Toutes les informations relatives aux défauts de sous-revêtement sont publiques depuis l'origine ; nous communiquons sur ce sujet sans rien en cacher. Quant aux défauts liés à l'hydrogène, ils n'existent que sur certaines cuves belges – quoique parfois par milliers, il est vrai –, mais, encore une fois, ces défauts ont été mis en évidence grâce au passage de nos machines, les Belges n'ayant pas appliqué de méthodes aussi approfondies que celles que nous employons dès le départ.

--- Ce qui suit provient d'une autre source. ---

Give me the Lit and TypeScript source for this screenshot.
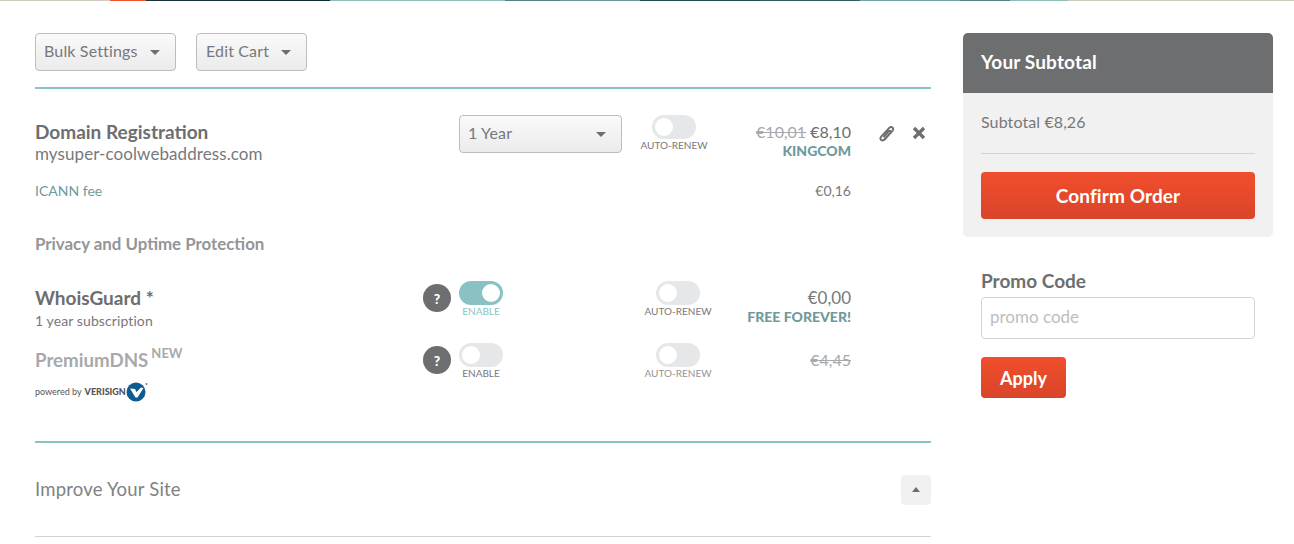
import { LitElement, html, css } from "lit";
import { customElement } from "lit/decorators.js";

const caret = html`<span class="caret"></span>`;

@customElement("app-toggle")
class AppToggle extends LitElement {
  static properties = { on: { type: Boolean }, label: {}, dim: { type: Boolean } };
  on = false; label = ""; dim = false;
  static styles = css`
    :host { display: flex; flex-direction: column; align-items: center; width: 68px; }
    .track { width: 44px; height: 24px; border-radius: 12px; background: #e6e7e8; display: flex; align-items: center; padding: 0 3px; box-sizing: border-box; }
    .track.on { background: #8ac2c3; justify-content: flex-end; }
    .knob { width: 18px; height: 18px; border-radius: 50%; background: #fff; }
    .label { font: 400 10px/12px Lato, sans-serif; color: #77787b; white-space: nowrap; }
    .label.on { color: #8ac2c3; }
    .label.dim { color: #939598; }
  `;
  render() {
    return html`<div class="track ${this.on ? "on" : ""}"><div class="knob"></div></div>
      <div class="label ${this.on ? "on" : ""} ${this.dim ? "dim" : ""}">${this.label}</div>`;
  }
}

@customElement("app-root")
class AppRoot extends LitElement {
  static styles = css`
    :host { display: block; width: 1294px; height: 544px; overflow: hidden; background: #fff; font-family: Lato, "Open Sans", sans-serif; color: #6d6e70; }
    .strip { height: 1px; background: linear-gradient(90deg, #cfcbbd 0 110px, #f0502b 110px 146px, #16343c 146px 240px, #0f2a30 240px 330px, #8fbdb8 330px 505px, #4d8087 505px 560px, #6d9a9c 560px 640px, #1f4a52 640px 760px, #2d5c63 760px 860px, #6fa6a8 860px 960px, #4d8087 960px 1010px, #8fbdb8 1010px 1068px, #cfcbbd 1068px); }
    .page { display: flex; padding: 32px 21px 0 35px; }
    .main { width: 896px; }
    .side { width: 310px; margin-left: 32px; }

    .btn { display: flex; align-items: center; justify-content: space-between; box-sizing: border-box; height: 38px; padding: 0 15px 3px 8px; border: 1px solid #bcbdbf; border-radius: 4px; background: linear-gradient(#fafafa, #ebebec); font-size: 16px; font-weight: 400; color: #77787b; letter-spacing: .15px; }
    .caret { width: 0; height: 0; margin-top: 3px; border-left: 5px solid transparent; border-right: 5px solid transparent; border-top: 5px solid #6d6e70; }
    .toolbar { display: flex; gap: 20px; height: 54px; border-bottom: 2px solid #8ac2c3; }
    .b1 { width: 141px; }
    .b2 { width: 111px; padding-left: 9px; }

    .domain { display: flex; margin-top: 26px; height: 55px; }
    .name { font-size: 19px; font-weight: 700; line-height: 24px; }
    .title-col { width: 424px; padding-top: 5px; }
    .sub { font-size: 17px; line-height: 20px; letter-spacing: .08px; color: #77787b; }
    .sel { width: 163px; }
    .t-col { width: 86px; display: flex; justify-content: flex-end; }
    .price-col { width: 143px; text-align: right; padding-top: 7px; font-size: 16px; line-height: 20px; color: #6d6e70; }
    .old { color: #a7a9ac; text-decoration: line-through; }
    .promo { font-size: 14px; font-weight: 900; line-height: 18px; color: #6e9a9b; }
    .icons { display: flex; align-items: flex-start; margin-left: 28px; padding-top: 11px; gap: 17px; }
    .icons svg { display: block; }

    .fee { display: flex; justify-content: space-between; width: 816px; font-size: 14px; line-height: 20px; margin-top: 11px; }
    .fee .l { color: #6e9a9b; }
    .fee .r { color: #77787b; }
    .heading { font-size: 16.85px; font-weight: 700; color: #939598; line-height: 20px; margin-top: 33px; }

    .svc { display: flex; width: 816px; }
    .svc .info { width: 388px; }
    .q { width: 28px; height: 28px; border-radius: 50%; background: #6d6e70; color: #fff; font-size: 14px; font-weight: 900; display: flex; align-items: center; justify-content: center; margin-top: 3px; }
    .svc app-toggle { margin-left: -4px; }
    .svc .auto { margin-left: 129px; }
    .svc .price { flex: 1; text-align: right; font-size: 17px; line-height: 20px; padding-top: 7px; color: #77787b; }
    .whois { margin-top: 27px; height: 62px; }
    .premium { height: 62px; }
    .gname { font-size: 19px; font-weight: 700; line-height: 24px; padding-top: 5px; }
    .small { font-size: 14px; line-height: 18px; margin-top: 2px; letter-spacing: .1px; color: #77787b; }
    .dim { color: #a7a9ac; font-size: 18.7px; }
    sup { font-size: 13px; font-weight: 700; line-height: 0; vertical-align: 9px; margin-left: 3px; }
    .ftag { font-size: 14px; font-weight: 900; color: #6e9a9b; line-height: 18px; }
    .old.sm { font-size: 16px; }
    .veri { display: flex; align-items: center; margin-top: 10px; font-size: 9px; line-height: 20px; color: #555; }
    .veri b { font-weight: 900; margin-left: 3px; color: #555; }
    .veri svg { display: block; }

    .end { margin-top: 36px; border-top: 2px solid #8ac2c3; border-bottom: 1px solid #d1d3d4; height: 93px; display: flex; align-items: center; justify-content: space-between; }
    .end span { font-size: 18.5px; color: #808285; font-weight: 400; letter-spacing: .2px; padding-bottom: 1px; }
    .up { width: 30px; height: 30px; border-radius: 4px; background: #f1f1f2; display: flex; align-items: center; justify-content: center; }
    .up i { width: 0; height: 0; border-left: 4px solid transparent; border-right: 4px solid transparent; border-bottom: 5px solid #6d6e70; }

    .card { border-radius: 5px; background: #f1f1f2; overflow: hidden; height: 204px; }
    .card h2 { margin: 0; background: #6d6e70; color: #fff; height: 60px; padding-bottom: 3px; box-sizing: border-box; display: flex; align-items: center; padding-left: 18px; font-size: 19px; font-weight: 700; letter-spacing: .15px; }
    .card .body { padding: 0 18px; }
    .subtotal { font-size: 16px; line-height: 20px; padding: 19px 0 21px; border-bottom: 1px solid #d1d3d4; letter-spacing: .1px; color: #77787b; }
    .cta { display: flex; align-items: center; justify-content: center; color: #fff; background: linear-gradient(#f04e2c, #d9452b); border-radius: 4px; font-weight: 700; }
    .confirm { height: 47px; margin-top: 18px; font-size: 19px; letter-spacing: .1px; }
    .promo-box { padding: 32px 18px 0; }
    .plabel { font-size: 19px; font-weight: 700; line-height: 24px; }
    .input { box-sizing: border-box; height: 42px; margin-top: 4px; border: 1px solid #d1d3d4; border-radius: 4px; padding: 0 8px 3px; display: flex; align-items: center; font-size: 17px; color: #bcbec0; }
    .apply { width: 85px; height: 41px; margin-top: 18px; font-size: 18px; }
  `;

  render() {
    return html`
      <div class="strip"></div>
      <div class="page">
        <div class="main">
          <div class="toolbar">
            <div class="btn b1">Bulk Settings ${caret}</div>
            <div class="btn b2">Edit Cart ${caret}</div>
          </div>
          <div class="domain">
            <div class="title-col">
              <div class="name">Domain Registration</div>
              <div class="sub">mysuper-coolwebaddress.com</div>
            </div>
            <div class="btn sel">1 Year ${caret}</div>
            <div class="t-col"><app-toggle label="AUTO-RENEW"></app-toggle></div>
            <div class="price-col">
              <div><span class="old">€10,01</span> €8,10</div>
              <div class="promo">KINGCOM</div>
            </div>
            <div class="icons">
              <svg width="16" height="16" viewBox="0 0 16 16" fill="none" stroke="#6d6e70" stroke-width="1.9" stroke-linecap="round" stroke-linejoin="round">
                <path d="M5.4 13.8 13.2 5.2c1.2-1.4 1.1-2.9.2-3.7-1-.8-2.3-.6-3.4.6L2.4 10.4c-1.2 1.4-1.2 2.8-.3 3.6 1 .8 2.2.6 3.3-.6l5.9-6.6c.6-.7.6-1.4.1-1.8-.5-.4-1.2-.3-1.8.3L5 10.6" />
              </svg>
              <svg width="14" height="14" viewBox="0 0 14 14" stroke="#6d6e70" stroke-width="3.2"><path d="M2 2l10 10M12 2 2 12" /></svg>
            </div>
          </div>
          <div class="fee"><span class="l">ICANN fee</span><span class="r">€0,16</span></div>
          <div class="heading">Privacy and Uptime Protection</div>
          <div class="svc whois">
            <div class="info">
              <div class="gname">WhoisGuard *</div>
              <div class="small">1 year subscription</div>
            </div>
            <div class="q">?</div>
            <app-toggle on label="ENABLE"></app-toggle>
            <app-toggle class="auto" label="AUTO-RENEW"></app-toggle>
            <div class="price">€0,00<div class="ftag">FREE FOREVER!</div></div>
          </div>
          <div class="svc premium">
            <div class="info">
              <div class="gname dim">PremiumDNS<sup>NEW</sup></div>
              <div class="veri">powered by<b>VERISIGN</b>
                <svg width="22" height="20" viewBox="0 0 22 20">
                  <circle cx="10" cy="10" r="9.5" fill="#0f5a8f" />
                  <path d="M4 6.5 9 7l1.5 3L15 5.5l2.5.5-6 9.5H9.5z" fill="#fff" />
                  <circle cx="20.5" cy="2" r="1" fill="#777" />
                </svg>
              </div>
            </div>
            <div class="q">?</div>
            <app-toggle label="ENABLE"></app-toggle>
            <app-toggle class="auto" dim label="AUTO-RENEW"></app-toggle>
            <div class="price"><span class="old sm">€4,45</span></div>
          </div>
          <div class="end"><span>Improve Your Site</span><div class="up"><i></i></div></div>
        </div>
        <div class="side">
          <div class="card">
            <h2>Your Subtotal</h2>
            <div class="body">
              <div class="subtotal">Subtotal €8,26</div>
              <div class="cta confirm">Confirm Order</div>
            </div>
          </div>
          <div class="promo-box">
            <div class="plabel">Promo Code</div>
            <div class="input">promo code</div>
            <div class="cta apply">Apply</div>
          </div>
        </div>
      </div>
    `;
  }
}
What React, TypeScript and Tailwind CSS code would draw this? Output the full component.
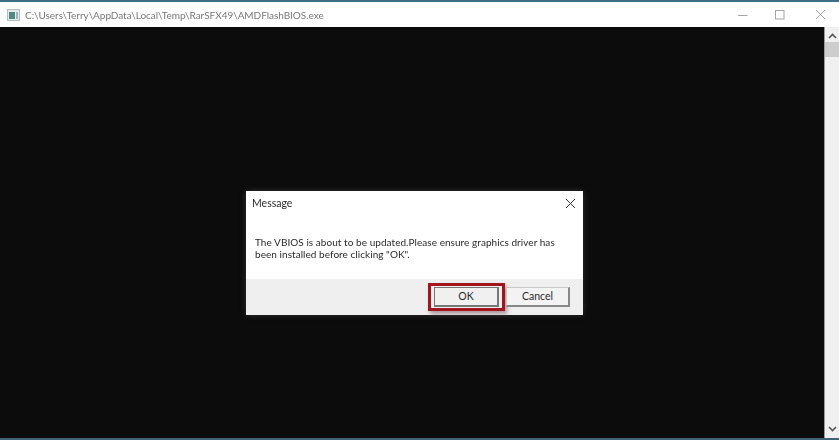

Il va de soi que ces défauts ne présentent aucun risque similaire à Fukushima. Au fond, qu'est-ce que Fukushima ? Le réacteur s'est arrêté automatiquement. Or, dans un tel cas, il faut toujours évacuer la puissance résiduelle. Cela ne demande pas forcément beaucoup d'eau, mais il en faut. La perte de l'alimentation en eau et en électricité, comme cela s'est produit à Fukushima, vous met dans une situation extrêmement critique. Je me permets de vous conseiller la lecture du récit de l'accident par le directeur de la centrale, Masao Yoshida : dès les premières vingt-quatre heures après l'accident, il avait parfaitement conscience de ce qui allait se produire. Il a, de sa propre initiative – preuve qu'il s'agissait d'un exploitant responsable –, pris des décisions, allant jusqu'à désobéir à des ordres venus du Premier ministre, pour éviter un désastre supplémentaire. Dans un tel cas de figure, la priorité consiste à trouver de l'eau et de l'électricité dans les premières vingt-quatre heures, ce qui évite même d'atteindre le stade où le filtre à sable doit être ouvert – étant précisé que même en cas d'ouverture du filtre à sable dans nos installations, il ne se produirait pas de contamination à long terme du territoire. Le mieux, cependant, est de ne pas atteindre ce stade et, pour ce faire, de rétablir l'alimentation en eau et en électricité.
C'est la raison pour laquelle après Fukushima, nous avons décidé de créer une force d'action rapide nucléaire (FARN). En cas d'événement très improbable mais à fort impact – le « cygne noir » de Taleb –, et même s'il est par définition impossible de concevoir l'inconcevable, comme l'a rappelé un précédent directeur général de l'IRSN, il est néanmoins possible de prendre des mesures d'organisation en moyens et en hommes pour rétablir l'eau et l'électricité sous vingt-quatre heures et, ainsi, sauver toute situation. La FARN dont nous avons décidé la mise sur pied n'est pas composée de sous-traitants mais de personnels d'EDF qui connaissent nos installations et qui, en cas de problème extrême et à très faible probabilité, pourront se projeter sur le site concerné, rétablir l'eau et l'électricité et éviter un accident comme Fukushima.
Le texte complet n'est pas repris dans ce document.